Friday, January 30, 2015

The Sun Also Rises (Ernest Hemingway)


I think the cover of this book is what made me pick it up off the shelf at Indigo last week. The dust jacket is gorgeous--elegant really.

I've been slowly sampling Hemingway over the last six months or so. I will admit, I had an aversion to his writing after reading some of his short stories in my first year English courses. I was convinced that I hated him, but then I read A Moveable Feast and I changed my mind. 

I really liked The Sun Also Rises. The story is simple, but not simplistic. An American living in Paris (I love anything set in Paris) goes to Spain with a few friends to fish and to see the bull fights. They drink plenty of wine (so much that as I read I started to wish I had a bottle), sit in cafes and, for the most part, live a life of leisure. 

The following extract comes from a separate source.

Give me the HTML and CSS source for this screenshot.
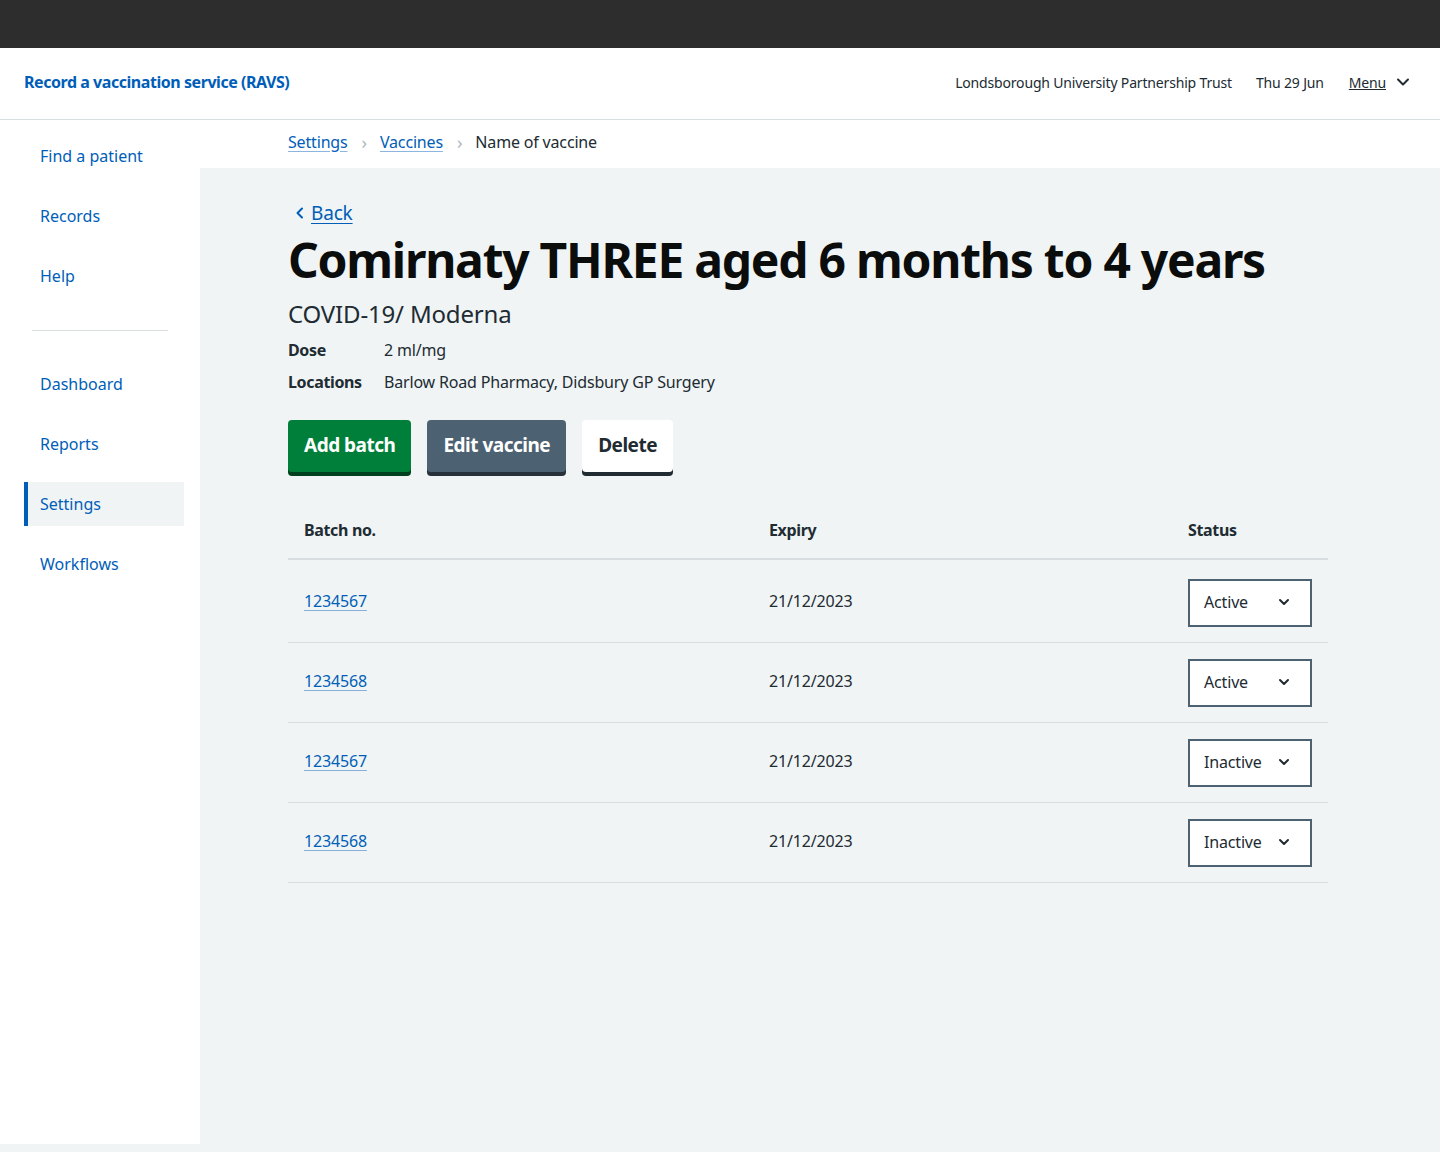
FILE: index.html
```html
<!DOCTYPE html>
<html lang="en">
<head>
<meta charset="utf-8">
<title>Comirnaty THREE aged 6 months to 4 years – RAVS</title>
<link rel="stylesheet" href="styles.css">
</head>
<body>
<div class="topbar"></div>
<header class="header">
  <a class="service" href="#">Record a vaccination service (RAVS)</a>
  <div class="header-right">
    <span class="org">Londsborough University Partnership Trust</span>
    <span class="date">Thu 29 Jun</span>
    <a class="menu" href="#">Menu</a>
    <svg class="menu-chev" width="14" height="14" viewBox="0 0 14 14"><path d="M2 4.5 L7 9.5 L12 4.5" fill="none" stroke="#212b32" stroke-width="2" stroke-linecap="round" stroke-linejoin="round"/></svg>
  </div>
</header>
<div class="layout">
  <nav class="sidebar">
    <ul class="nav">
      <li><a href="#">Find a patient</a></li>
      <li><a href="#">Records</a></li>
      <li><a href="#">Help</a></li>
      <li class="sep"></li>
      <li><a href="#">Dashboard</a></li>
      <li><a href="#">Reports</a></li>
      <li class="active"><a href="#">Settings</a></li>
      <li><a href="#">Workflows</a></li>
    </ul>
  </nav>
  <div class="content">
    <div class="breadcrumb">
      <a href="#">Settings</a>
      <span class="crumb-sep">&#8250;</span>
      <a href="#">Vaccines</a>
      <span class="crumb-sep">&#8250;</span>
      <span class="crumb-current">Name of vaccine</span>
    </div>
    <main class="main">
      <a class="back" href="#"><svg width="12" height="14" viewBox="0 0 12 14"><path d="M8 2.5 L3.5 7 L8 11.5" fill="none" stroke="#005eb8" stroke-width="2" stroke-linecap="round" stroke-linejoin="round"/></svg><span>Back</span></a>
      <h1 class="title">Comirnaty THREE aged 6 months to 4 years</h1>
      <p class="subtitle">COVID-19/ Moderna</p>
      <dl class="details">
        <dt>Dose</dt><dd>2 ml/mg</dd>
        <dt>Locations</dt><dd>Barlow Road Pharmacy, Didsbury GP Surgery</dd>
      </dl>
      <div class="buttons">
        <button class="btn btn-green">Add batch</button>
        <button class="btn btn-grey">Edit vaccine</button>
        <button class="btn btn-white">Delete</button>
      </div>
      <table class="batches">
        <thead>
          <tr><th class="c1">Batch no.</th><th class="c2">Expiry</th><th class="c3">Status</th></tr>
        </thead>
        <tbody>
          <tr><td><a href="#">1234567</a></td><td>21/12/2023</td><td class="sc"><div class="select"><span>Active</span><svg width="12" height="12" viewBox="0 0 12 12"><path d="M2 4 L6 8 L10 4" fill="none" stroke="#212b32" stroke-width="2" stroke-linecap="round" stroke-linejoin="round"/></svg></div></td></tr>
          <tr><td><a href="#">1234568</a></td><td>21/12/2023</td><td class="sc"><div class="select"><span>Active</span><svg width="12" height="12" viewBox="0 0 12 12"><path d="M2 4 L6 8 L10 4" fill="none" stroke="#212b32" stroke-width="2" stroke-linecap="round" stroke-linejoin="round"/></svg></div></td></tr>
          <tr><td><a href="#">1234567</a></td><td>21/12/2023</td><td class="sc"><div class="select"><span>Inactive</span><svg width="12" height="12" viewBox="0 0 12 12"><path d="M2 4 L6 8 L10 4" fill="none" stroke="#212b32" stroke-width="2" stroke-linecap="round" stroke-linejoin="round"/></svg></div></td></tr>
          <tr><td><a href="#">1234568</a></td><td>21/12/2023</td><td class="sc"><div class="select"><span>Inactive</span><svg width="12" height="12" viewBox="0 0 12 12"><path d="M2 4 L6 8 L10 4" fill="none" stroke="#212b32" stroke-width="2" stroke-linecap="round" stroke-linejoin="round"/></svg></div></td></tr>
        </tbody>
      </table>
    </main>
  </div>
</div>
</body>
</html>
```

FILE: styles.css
```css
* { box-sizing: border-box; }
html, body { margin: 0; padding: 0; }
body {
  font-family: "Noto Sans", "Liberation Sans", sans-serif;
  color: #212b32;
  background: #f0f4f5;
  height: 1152px;
  overflow: hidden;
  letter-spacing: -0.17px;
}
a { color: #005eb8; }

.topbar { height: 48px; background: #2d2d2d; }

.header {
  height: 72px;
  background: #fff;
  border-bottom: 1px solid #d8dde0;
  display: flex;
  align-items: center;
  justify-content: space-between;
  padding: 0 30px 3px 24px;
}
.service {
  font-size: 16px;
  font-weight: 700;
  text-decoration: none;
  letter-spacing: -0.45px;
  margin-top: -1px;
}
.header-right {
  display: flex;
  align-items: center;
  font-size: 14px;
}
.org { margin-right: 24px; }
.date { margin-right: 25px; }
.menu { color: #212b32; text-decoration: underline; margin-right: 10px; }
.menu-chev { display: block; }

.layout {
  display: flex;
  height: 1024px;
}
.sidebar {
  width: 200px;
  flex: none;
  background: #fff;
  padding: 14px 16px 0 24px;
}
.nav {
  list-style: none;
  margin: 0;
  padding: 0;
  display: flex;
  flex-direction: column;
  gap: 16px;
}
.nav li a {
  display: flex;
  align-items: center;
  height: 44px;
  font-size: 16px;
  letter-spacing: 0;
  text-decoration: none;
  border-left: 4px solid transparent;
  padding-left: 12px;
}
.nav li.active a {
  background: #f0f4f5;
  border-left-color: #005eb8;
}
.nav li.sep {
  height: 1px;
  background: #d8dde0;
  margin: 16px 16px 15px 8px;
}

.content { flex: 1; display: flex; flex-direction: column; }
.breadcrumb {
  height: 48px;
  background: #fff;
  display: flex;
  align-items: center;
  padding-left: 88px;
  font-size: 16px;
  padding-bottom: 5px;
}
.breadcrumb a {
  text-decoration-color: rgba(0, 94, 184, 0.45);
  text-underline-offset: 3px;
}
.crumb-sep { color: #aeb7bd; margin: 0 13px 0 14px; font-size: 18px; }
.crumb-current { color: #212b32; }

.main {
  padding: 32px 0 0 88px;
  width: 1128px;
}
.back {
  display: inline-flex;
  align-items: center;
  font-size: 19px;
  gap: 5px;
  text-underline-offset: 3px;
  margin-left: 6px;
}
.back svg { display: block; }
.title {
  font-size: 48px;
  font-weight: 700;
  line-height: 56px;
  margin: 6px 0 10px;
  letter-spacing: -1.25px;
  color: #0b0c0c;
}
.subtitle {
  font-size: 24px;
  line-height: 32px;
  margin: 0 0 8px;
}
.details {
  display: grid;
  grid-template-columns: 96px 1fr;
  row-gap: 8px;
  margin: 0;
  font-size: 16px;
  line-height: 24px;
}
.details dt { font-weight: 700; letter-spacing: -0.35px; }
.details dd { margin: 0; }

.buttons {
  display: flex;
  gap: 16px;
  margin-top: 26px;
}
.btn {
  font-family: inherit;
  font-size: 19px;
  font-weight: 700;
  letter-spacing: -0.5px;
  height: 52px;
  padding: 0 16px 3px;
  border: 0;
  border-radius: 4px;
  cursor: pointer;
}
.btn-green { background: #007f3b; color: #fff; box-shadow: 0 4px 0 #00401e; }
.btn-grey { background: #4c6272; color: #fff; box-shadow: 0 4px 0 #263139; }
.btn-white { background: #fff; color: #212b32; box-shadow: 0 4px 0 #212b32; }

.batches {
  margin-top: 36px;
  width: 1040px;
  border-collapse: collapse;
  font-size: 16px;
}
.batches th {
  text-align: left;
  font-weight: 700;
  letter-spacing: -0.35px;
  padding: 10px 16px 16px;
  border-bottom: 2px solid #d8dde0;
  line-height: 24px;
}
.batches .c1 { width: 465px; }
.batches .c2 { width: 419px; }
.batches td {
  padding: 14px 16px 18px;
  border-bottom: 1px solid #d8dde0;
  line-height: 24px;
  vertical-align: middle;
}
.batches tbody tr:first-child td { padding-top: 18px; }
.batches td.sc { padding: 16px 16px 15px; }
.batches tbody tr:first-child td.sc { padding-top: 19px; }
.batches td a { text-decoration-color: rgba(0, 94, 184, 0.45); text-underline-offset: 3px; }
.select {
  width: 124px;
  height: 48px;
  border: 2px solid #4c6272;
  background: #fff;
  display: flex;
  align-items: center;
  justify-content: space-between;
  padding: 0 20px 2px 14px;
}
.select svg { display: block; }
```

The introduction notes that Hemingway had recently read, and was influenced by Scott F.Fitzgerald's The Great Gatsby when he wrote The Sun Also Rises. I definitely noticed the similarities in character-types and style as I read. I was left with a similar feeling at the end of both books, although I greatly preferred this one. 

The center of the novel is Brett, a somewhat helpless party girl who flutters from the arm of one man to another. Almost every man we meet in the novel is either in love with Brett or attracted to her. She's the archetype I've seen in so many 1920s/30s detective novels and black and white movies. I've grown to hate that archetype. Never in my real life have I ever encountered that woman. For such a central character, she came across as underdeveloped.

The dialogue, which was natural and humorous more than made up for the flatness of Brett. This is definitely one of the better Hemingway works I've read.